Rotational demand and capacity of conventional single-plate shear connections subjected to gravity loading

Abstract

This study aims to investigate the adequacy of the ductility requirement presented in the 15th edition of AISC Steel Construction Manual for conventional single-plate (CSP) connections when the threads of the used bolts are excluded from the shear plane (i.e., using X-bolts). For this purpose, by changing different parameters, 72 specimens were designed in accordance with the AISC Manual. All specimens were analyzed based on finite element (FE) method using ABAQUS software.
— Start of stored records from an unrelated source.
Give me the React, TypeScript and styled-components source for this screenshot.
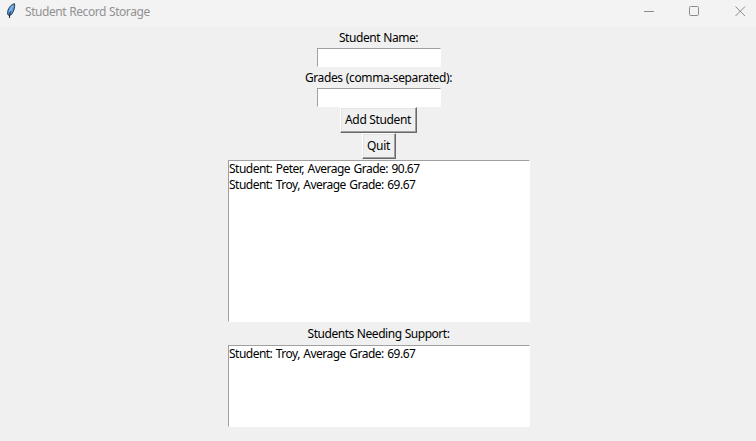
import React from 'react';
import styled, { createGlobalStyle } from 'styled-components';

const GlobalStyle = createGlobalStyle`
  * { box-sizing: border-box; }
  body { margin: 0; background: #f0f0f0; overflow: hidden; }
`;

const Window = styled.main`
  display: flex;
  flex-direction: column;
  width: 756px;
  height: 441px;
  background: #f0f0f0;
  color: #000;
  font: 12px/16px "Noto Sans", "Open Sans", sans-serif;
  white-space: nowrap;
`;

const TitleBar = styled.header`
  display: flex;
  align-items: center;
  height: 27px;
  padding: 0 10px 3px 6px;
  background: #f3f3f3;
  color: #919191;
`;

const Title = styled.h1`
  flex: 1;
  margin: 0 0 0 8px;
  font-size: 12px;
  font-weight: 400;
  letter-spacing: -0.43px;
  word-spacing: 0.3px;
`;

const WindowControls = styled.div`
  display: flex;
  gap: 35px;
  margin-bottom: 1px;
`;

const ControlIcon = styled.svg`
  display: block;
  width: 11px;
  height: 11px;
  fill: none;
  stroke: #8c8c8c;
`;

const FeatherIcon = styled.svg`
  display: block;
  width: 11px;
  height: 18px;
`;

const Form = styled.section`
  display: flex;
  flex-direction: column;
  align-items: center;
  padding-left: 2px;
`;

const Label = styled.label<{ $height: number; $spacing: number }>`
  height: ${p => p.$height}px;
  padding-right: 1px;
  line-height: ${p => p.$height}px;
  letter-spacing: ${p => p.$spacing}px;
  word-spacing: 0.4px;
`;

const Entry = styled.input`
  width: 124px;
  height: 19px;
  padding: 0 2px;
  border: 1px solid;
  border-color: #a0a0a0 #fff #fff #a0a0a0;
  border-radius: 0;
  background: #fff;
  font: inherit;
  outline: none;
`;

const Button = styled.button<{ $width: number; $nudge?: number }>`
  width: ${p => p.$width}px;
  height: 26px;
  margin-right: ${p => p.$nudge ?? 0}px;
  padding: 0 1px 0 0;
  border: 1px solid;
  border-color: #fff #696969 #696969 #fff;
  border-radius: 0;
  background: #f0f0f0;
  box-shadow: inset -1px -1px #a0a0a0, inset 1px 1px #e3e3e3;
  color: #000;
  font: inherit;
  letter-spacing: -0.35px;
`;

const ListBox = styled.ul<{ $height: number; $top: number }>`
  width: 302px;
  height: ${p => p.$height}px;
  margin: ${p => p.$top}px 0 0;
  padding: 0;
  border: 1px solid;
  border-color: #a0a0a0 #fff #fff #a0a0a0;
  background: #fff;
  list-style: none;
`;

const Item = styled.li`
  height: 16px;
  line-height: 16px;
  letter-spacing: -0.52px;
  word-spacing: 0.9px;
`;

export default function App() {
  return (
    <>
      <GlobalStyle />
      <Window>
        <TitleBar>
          <FeatherIcon viewBox="0 0 11 18">
            <path d="M8.6 .7C5.5 1.2 2.5 4.5 1.7 8.5V11.5L3 12.5L5.5 11.5C8 8 9 4.5 8.6 .7Z" fill="#5b9ade" stroke="#1a2a42" strokeWidth=".9" />
            <path d="M4.3 8L3.4 15" fill="none" stroke="#111d30" />
            <path d="M6.8 3L3.3 9" stroke="#8fc0f2" strokeWidth="1.2" />
          </FeatherIcon>
          <Title>Student Record Storage</Title>
          <WindowControls>
            <ControlIcon viewBox="0 0 11 11"><path d="M1 5.5H11" /></ControlIcon>
            <ControlIcon viewBox="0 0 11 11"><rect x=".5" y=".5" width="9" height="9" rx="1" /></ControlIcon>
            <ControlIcon viewBox="0 0 11 11"><path d="M.5.5L10 10M10 .5L.5 10" /></ControlIcon>
          </WindowControls>
        </TitleBar>
        <Form>
          <Label htmlFor="name" $height={21} $spacing={-0.43}>Student Name:</Label>
          <Entry id="name" />
          <Label htmlFor="grades" $height={21} $spacing={-0.38}>Grades (comma-separated):</Label>
          <Entry id="grades" />
          <Button $width={77} $nudge={1}>Add Student</Button>
          <Button $width={34}>Quit</Button>
          <ListBox $height={162} $top={1}>
            <Item>Student: Peter, Average Grade: 90.67</Item>
            <Item>Student: Troy, Average Grade: 69.67</Item>
          </ListBox>
          <Label as="div" $height={23} $spacing={-0.46}>Students Needing Support:</Label>
          <ListBox $height={82} $top={0}>
            <Item>Student: Troy, Average Grade: 69.67</Item>
          </ListBox>
        </Form>
      </Window>
    </>
  );
}
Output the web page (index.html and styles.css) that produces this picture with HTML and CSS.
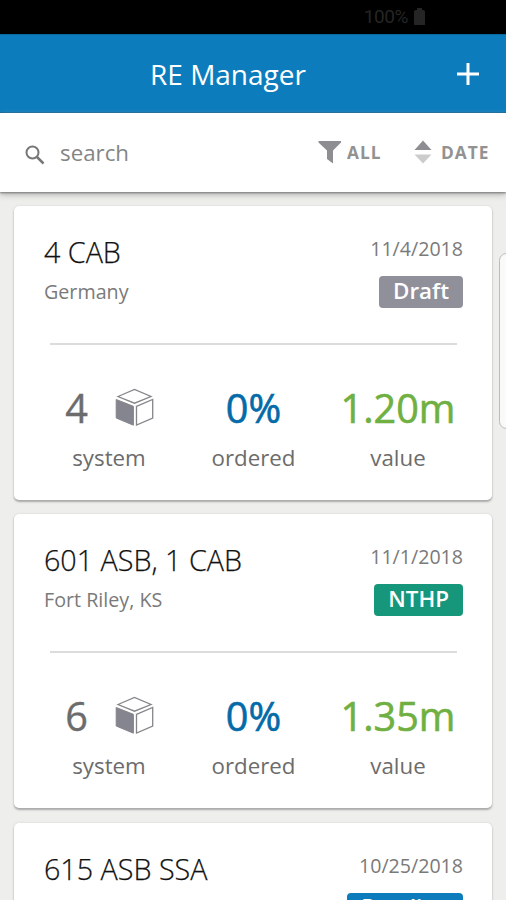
FILE: index.html
```html
<!DOCTYPE html>
<html lang="en">
<head>
<meta charset="utf-8">
<title>RE Manager</title>
<link rel="stylesheet" href="styles.css">
</head>
<body>
<svg class="defs" width="0" height="0">
  <symbol id="cube" viewBox="0 0 40 40">
    <path d="M3 8.500 19.500 1.500 36 8.500 19.500 15.200Z" fill="#fff" stroke="#85858a" stroke-width="1.3"/>
    <path d="M1.200 11.500 18.400 18.300V37.200L1.200 30Z" fill="#85858f" stroke="#85858a" stroke-width="1"/>
    <path d="M21.500 18.300 37.700 11.500V30L21.500 37Z" fill="#fff" stroke="#85858a" stroke-width="1.3"/>
  </symbol>
</svg>
<div class="status"><span>100%</span>
  <svg width="13" height="18" viewBox="0 0 13 18"><path d="M1 3.500Q1 2 3 2H4V0H9V2H10Q12 2 12 3.500V17H1Z" fill="#252525"/></svg>
</div>
<header class="appbar">
  <h1>RE Manager</h1>
  <svg class="plus" width="24" height="24" viewBox="0 0 24 24"><path d="M12 1V23M1 12H23" stroke="#fff" stroke-width="3"/></svg>
</header>
<div class="toolbar">
  <svg class="glass" width="20" height="20" viewBox="0 0 20 20" fill="none" stroke="#777"><circle cx="7.500" cy="7.500" r="6" stroke-width="2"/><path d="M12 12 18.500 18.500" stroke-width="2.500"/></svg>
  <span class="search">search</span>
  <svg class="funnel" width="24" height="24" viewBox="0 0 24 24"><path d="M.5 1H23V2.500L15 10.500V23.500L9 19V10.500L.5 2.500Z" fill="#8d8d92"/></svg>
  <span class="label all">ALL</span>
  <svg class="sort" width="18" height="24" viewBox="0 0 18 24"><path d="M9 .5 17.500 10H.5Z" fill="#8d8d92"/><path d="M.5 14.500H17.500L9 23.500Z" fill="#ccc"/></svg>
  <span class="label">DATE</span>
</div>
<main class="list">
  <article class="card">
    <div class="top"><div><h2>4 CAB</h2><p>Germany</p></div><div class="meta"><time>11/4/2018</time><span class="badge draft">Draft</span></div></div>
    <hr>
    <div class="stats">
      <div class="stat"><div class="num count"><span>4</span><svg width="40" height="40"><use href="#cube"/></svg></div><div class="cap">system</div></div>
      <div class="stat"><div class="num blue">0%</div><div class="cap">ordered</div></div>
      <div class="stat"><div class="num green">1.20m</div><div class="cap">value</div></div>
    </div>
  </article>
  <article class="card">
    <div class="top"><div><h2>601 ASB, 1 CAB</h2><p>Fort Riley, KS</p></div><div class="meta"><time>11/1/2018</time><span class="badge nthp">NTHP</span></div></div>
    <hr>
    <div class="stats">
      <div class="stat"><div class="num count"><span>6</span><svg width="40" height="40"><use href="#cube"/></svg></div><div class="cap">system</div></div>
      <div class="stat"><div class="num blue">0%</div><div class="cap">ordered</div></div>
      <div class="stat"><div class="num green">1.35m</div><div class="cap">value</div></div>
    </div>
  </article>
  <article class="card last">
    <div class="top"><div><h2>615 ASB SSA</h2></div><div class="meta"><time>10/25/2018</time><span class="badge pending">Pending</span></div></div>
  </article>
</main>
<div class="handle"></div>
</body>
</html>
```

FILE: styles.css
```css
* { box-sizing: border-box; }
body { margin: 0; height: 900px; overflow: hidden; position: relative; display: flex; flex-direction: column; background: #eeeeec; font-family: "Open Sans", sans-serif; color: #6c6c6c; }
.defs { position: absolute; }
h1, h2, p { margin: 0; font-weight: 400; }
.status { height: 34px; flex: none; background: #000; color: #252525; font: 19px/38px Roboto, sans-serif; letter-spacing: -.4px; display: flex; align-items: center; justify-content: flex-end; gap: 5px; padding-right: 80px; }
.appbar { height: 79px; flex: none; background: #0d7cbc; border-top: 1px solid #086a9f; border-bottom: 1px solid #0a649a; display: grid; grid-template-columns: 1fr 50px; align-items: center; color: #fff; }
.appbar h1 { text-align: center; font-size: 28px; line-height: 40px; }
.toolbar { height: 79px; flex: none; z-index: 1; background: #fff; display: flex; align-items: center; padding: 0 0 1px 25px; box-shadow: 0 1px 2px #777, 0 3px 6px #bbb; }
.glass { margin-top: 6px; }
.search { font-size: 22.300px; margin-left: 15px; color: #858585; width: 258px; }
.label { font-size: 17.300px; font-weight: 700; letter-spacing: 1px; color: #929292; }
.funnel { margin-right: 5px; }
.all { width: 67px; }
.sort { margin-right: 9px; }
.list { flex: 1; min-height: 0; overflow: hidden; padding: 14px 14px 0; }
.card { height: 294px; margin-bottom: 14.400px; border-radius: 5px; background: #fff; padding: 26px 29px 0 30px; box-shadow: 0 2px 2px #aaa, 0 0 2px #ccc; }
.last { height: 90px; border-radius: 5px 5px 0 0; margin: 0; }
.top { height: 111px; display: flex; justify-content: space-between; }
h2 { font-size: 28.700px; line-height: 40px; color: #111; font-weight: 300; -webkit-text-stroke: .25px #111; }
p { font-size: 19.700px; line-height: 40px; color: #7a7a7a; }
.meta { display: flex; flex-direction: column; align-items: flex-end; }
time { font-size: 19.600px; line-height: 33px; color: #7a7a7a; }
.badge { margin-top: 11px; height: 32px; padding: 0 14px; border-radius: 4px; color: #fff; font-size: 22.400px; line-height: 30px; font-weight: 600; }
.draft { background: #8f909a; }
.nthp { background: #16967a; }
.pending { background: #0d7cbc; line-height: 28px; }
hr { margin: 0 6px; border: 0; height: 2px; background: #dcdcdc; }
.stats { padding-top: 38px; display: grid; grid-template-columns: 130px 159px 130px; }
.stat { text-align: center; }
.num { height: 50px; line-height: 50px; font-size: 39.600px; -webkit-text-stroke: .6px currentColor; }
.count { display: flex; align-items: center; justify-content: center; gap: 27px; padding-left: 2px; -webkit-text-stroke-width: .4px; }
.blue { color: #046ba8; }
.green { color: #70b042; }
.cap { margin-top: 8px; font-size: 22.300px; line-height: 34px; }
.handle { position: absolute; right: -8px; top: 253px; width: 15px; height: 176px; border: 1px solid #bbb; border-radius: 8px; background: #fafafa; z-index: 2; }
```
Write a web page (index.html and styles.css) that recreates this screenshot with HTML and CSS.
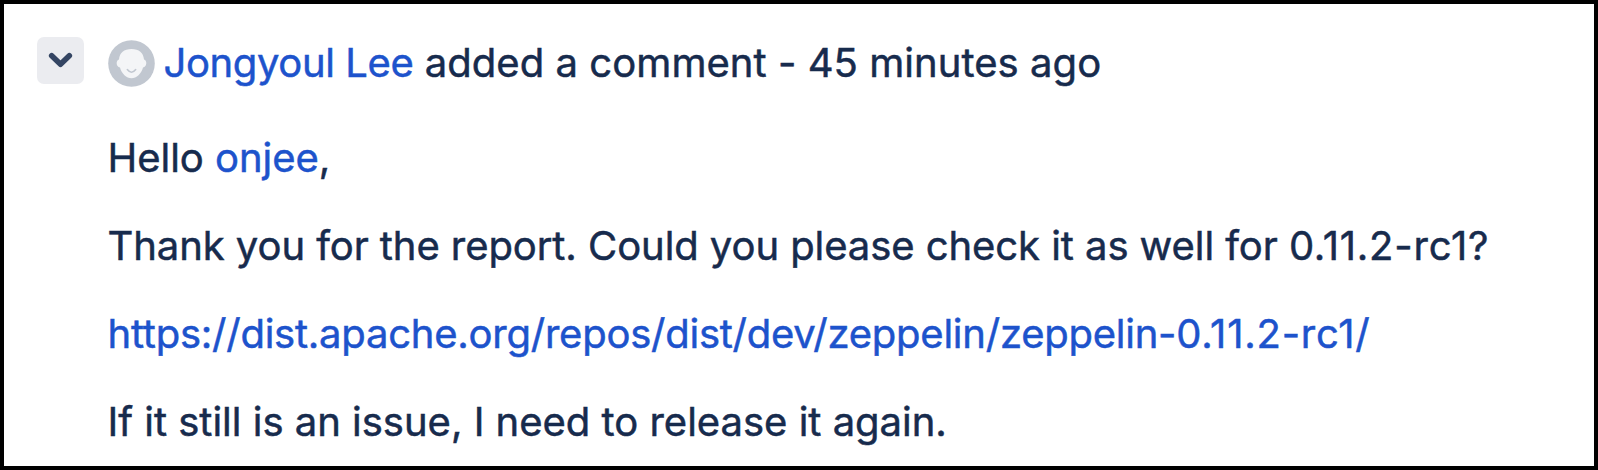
FILE: index.html
```html
<!DOCTYPE html>
<html lang="en"><head><meta charset="utf-8"><title>Comment</title><link rel="stylesheet" href="styles.css"></head>
<body><article class="comment">
<header class="head">
<button class="toggle" aria-label="Collapse"><svg width="47" height="47" viewBox="0 0 47 47"><path d="M14.700 18.700l8.800 8.500 8.800-8.500" fill="none" stroke="#344563" stroke-width="5.600" stroke-linecap="round" stroke-linejoin="round"/></svg></button>
<svg class="avatar" width="47" height="47" viewBox="0 0 47 47"><circle cx="23.500" cy="23.500" r="23.300" fill="#c1c7d0"/><path d="M23.500 9C16 9 11.500 13 11 19.500C7.800 20 7.800 27 12 27.500C13.500 33.500 18.500 38.300 23.500 38.300S33.500 33.500 35 27.500C39.200 27 39.200 20 36 19.500C35.500 13 31 9 23.500 9Z" fill="#f4f5f7"/><path d="M19.300 29.500q4.200 5.500 8.400 0" fill="none" stroke="#c1c7d0" stroke-width="1.500" stroke-linecap="round"/></svg>
<p class="line title"><a>Jongyoul Lee</a> added a comment - 45 minutes ago</p>
</header>
<div class="body">
<p class="line hello">Hello <a>onjee</a>,</p>
<p class="line ask">Thank you for the report. Could you please check it as well for <span class="version">0.11.2-rc1?</span></p>
<p class="line url"><a>https://dist.apache.org/repos/dist/dev/zeppelin/zeppelin-<span class="version">0.11.2-rc1/</span></a></p>
<p class="line last">If it still is an issue, I need to release it again.</p>
</div></article></body></html>
```
FILE: styles.css
```css
*{box-sizing:border-box}
body{margin:0;background:#fff}
.comment{width:1598px;height:470px;border:4px solid #000;padding:33px 0 0 33px;font:40px/60px Inter,sans-serif;color:#172b4d;overflow:hidden;-webkit-text-stroke:.5px currentColor}
.head{display:flex;height:52px}
.toggle{width:47px;height:47px;border:0;border-radius:7px;padding:0;background:#ebecf0}
.toggle svg{display:block}
.avatar{margin:3px 9px 0 23.5px}
.line{margin:0;white-space:nowrap;height:60px}
.title{margin-top:-4px;letter-spacing:.05px}
.title a{letter-spacing:-.38px}
.line a{color:#1d53cc}
.body{padding:39px 0 0 70.5px;display:flex;flex-direction:column;gap:28px}
.hello{letter-spacing:-.03px}
.ask{letter-spacing:-.07px}
.url{letter-spacing:-.24px}
.last{letter-spacing:-.01px}
.version{letter-spacing:.78px}
```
FE results indicated that the most effective parameters which affect the connection rotational demand are loading type and beam length-to-beam depth ratio while connection rotational capacity is mostly affected by the number of bolts, beam depth and bearing strength of beam web/shear tab. To make a more accurate judgment about connection ductility, first, the existing equation for estimating rotational demand, usually leading to a non-conservative prediction, was modified. Then, using the FE results, three predictive models for connection rotational capacity was proposed. Comparing these models showed that the one which was developed on the basis of the artificial neural network is of the highest level of accuracy. Finally, using Monte Carlo method, a reliability analysis was conducted which showed that the ductility requirement of AISC Manual can be too conservative in most cases when the number of bolts exceeds five.